Duckworth v. Eagan, 492 U.S. 195 (1989), was a United States Supreme Court case dealing with police behavior when issuing the Miranda warning. The Court's decision was seen as weakening Miranda's protections.

Background 
After being questioned in regards to the stabbing of a woman, Gary Eagan was improperly read his Miranda Rights when police told him that he would be provided a lawyer "if and when you go to court." During the police investigation, Eagan did not make any incriminating statements, and waived his Miranda rights. The next day, Eagan was questioned again by police, and signed a waiver with the correct Miranda language.

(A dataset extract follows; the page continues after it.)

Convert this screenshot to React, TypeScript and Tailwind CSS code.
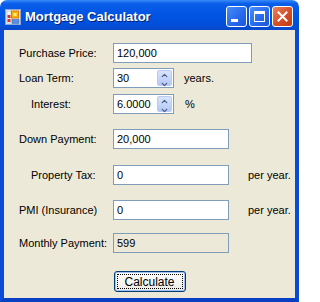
import { ChevronUp, ChevronDown } from "lucide-react";

const ui = "font-['Liberation_Sans',Arial,sans-serif] text-[11px] text-black";

const TextBox = ({ value, width, readOnly }: { value: string; width: string; readOnly?: boolean }) => (
  <div
    className={`${width} h-[20px] border border-[#7f9db9] flex items-center pl-[3px] ${
      readOnly ? "bg-[#ece9d8]" : "bg-white"
    }`}
  >
    {value}
  </div>
);

const Spinner = ({ value }: { value: string }) => (
  <div className="w-[61px] h-[20px] border border-[#7f9db9] bg-white flex items-center justify-between pl-[3px] pr-[1px]">
    <span>{value}</span>
    {/* up/down spin buttons */}
    <div className="flex flex-col w-[15px] h-[16px] rounded-[2px] bg-gradient-to-b from-[#d8e4fc] to-[#b4c8f6] border border-[#b9cbf3]">
      <div className="flex-1 flex items-center justify-center">
        <ChevronUp className="w-[9px] h-[9px] text-[#4d6185]" strokeWidth={3.5} />
      </div>
      <div className="flex-1 flex items-center justify-center">
        <ChevronDown className="w-[9px] h-[9px] text-[#4d6185]" strokeWidth={3.5} />
      </div>
    </div>
  </div>
);

const Row = ({
  label,
  indent,
  className,
  children,
}: {
  label: string;
  indent?: boolean;
  className: string;
  children: React.ReactNode;
}) => (
  <div className={`flex items-center h-[20px] ${className}`}>
    <div className={`w-[94px] shrink-0 ${indent ? "pl-[12px]" : ""}`}>{label}</div>
    {children}
  </div>
);

const AppIcon = () => (
  <svg width="16" height="16" viewBox="0 0 16 16">
    <rect x="0.5" y="0.5" width="15" height="15" fill="#dfe8f7" stroke="#8da6d6" />
    <rect x="2" y="2" width="4" height="12" fill="#f3f3f3" stroke="#b5b5b5" strokeWidth="0.5" />
    <rect x="2.5" y="6" width="3" height="3" fill="#d8352a" />
    <rect x="2.5" y="10" width="3" height="3" fill="#d8352a" />
    <rect x="6.5" y="2" width="7" height="7" fill="#f5b800" stroke="#e07a00" />
    <rect x="8.5" y="4" width="3" height="3" fill="#ffe680" />
    <rect x="7" y="10.5" width="7" height="4" fill="#5a8fe0" stroke="#2e5fb8" strokeWidth="0.5" />
  </svg>
);

const CaptionButton = ({ kind }: { kind: "min" | "max" | "close" }) => (
  <div
    className={`w-[21px] h-[21px] rounded-[3px] border border-white flex items-center justify-center ${
      kind === "close"
        ? "bg-gradient-to-br from-[#e8835e] via-[#d8502a] to-[#c23a12]"
        : "bg-gradient-to-br from-[#4a8bf5] via-[#2a6ef0] to-[#1d55d8]"
    }`}
  >
    {kind === "min" && <div className="w-[7px] h-[3px] bg-white mt-[8px] -ml-[4px]" />}
    {kind === "max" && <div className="w-[11px] h-[11px] border border-white border-t-[3px]" />}
    {kind === "close" && (
      <svg width="11" height="11" viewBox="0 0 11 11">
        <path d="M1.5 1.5 L9.5 9.5 M9.5 1.5 L1.5 9.5" stroke="white" strokeWidth="2" strokeLinecap="square" />
      </svg>
    )}
  </div>
);

export default function App() {
  return (
    <div className={`w-[299px] h-[302px] flex flex-col ${ui}`}>
      {/* title bar */}
      <div className="h-[30px] shrink-0 rounded-t-[7px] bg-[linear-gradient(to_bottom,#3a8cf8_0%,#0a5eea_12%,#0255e3_45%,#0050dc_80%,#0a48c9_100%)] flex items-center pt-[3px] pl-[5px] pr-[6px]">
        <AppIcon />
        <span className="ml-[4px] text-white font-bold text-[13px] [text-shadow:1px_1px_0_#0a1f6e]">
          Mortgage Calculator
        </span>
        <div className="ml-auto flex gap-[2px]">
          <CaptionButton kind="min" />
          <CaptionButton kind="max" />
          <CaptionButton kind="close" />
        </div>
      </div>

      {/* client area */}
      <div className="flex-1 flex flex-col bg-[#ece9d8] border-x-4 border-b-4 border-x-[#0a4ad9] border-b-[#0a3fc4] pl-[15px]">
        <Row label="Purchase Price:" className="mt-[13px]">
          <TextBox value="120,000" width="w-[139px]" />
        </Row>
        <Row label="Loan Term:" className="mt-[5px]">
          <Spinner value="30" />
          <span className="ml-[10px]">years.</span>
        </Row>
        <Row label="Interest:" indent className="mt-[6px]">
          <Spinner value="6.0000" />
          <span className="ml-[11px]">%</span>
        </Row>
        <Row label="Down Payment:" className="mt-[15px]">
          <TextBox value="20,000" width="w-[116px]" />
        </Row>
        <Row label="Property Tax:" indent className="mt-[16px]">
          <TextBox value="0" width="w-[116px]" />
          <span className="ml-[19px]">per year.</span>
        </Row>
        <Row label="PMI (Insurance)" className="mt-[15px]">
          <TextBox value="0" width="w-[116px]" />
          <span className="ml-[19px]">per year.</span>
        </Row>
        <Row label="Monthly Payment:" className="mt-[13px]">
          <TextBox value="599" width="w-[116px]" readOnly />
        </Row>
        <div className="mt-[18px] flex justify-center pr-[15px]">
          <button className="w-[72px] h-[21px] rounded-[3px] border border-[#003c74] bg-gradient-to-b from-white to-[#ecebe6] shadow-[inset_0_0_0_1px_#9fc2f3] p-[2px]">
            <div className="w-full h-full border border-dotted border-black flex items-center justify-center text-[12px]">
              Calculate
            </div>
          </button>
        </div>
      </div>
    </div>
  );
}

During the interrogation, Eagan confessed to the stabbing of the woman and revealed physical evidence of the crime committed.  Later, Eagan claimed that the difference between the language in the first waiver he signed, and the second waiver he signed, made his confession inadmissible in a court of law.

Opinion of the Court 
Chief Justice Rehnquist wrote the opinion for the Court.
The Supreme Court held that it was not necessary that the warnings be given in the exact form described in the Miranda decision, provided the warnings as a whole fully informed the suspect of his or her rights.

References

Further reading

External links
 
 Duckworth v. Eagan: A semantical debate or the continuing debasement of Miranda?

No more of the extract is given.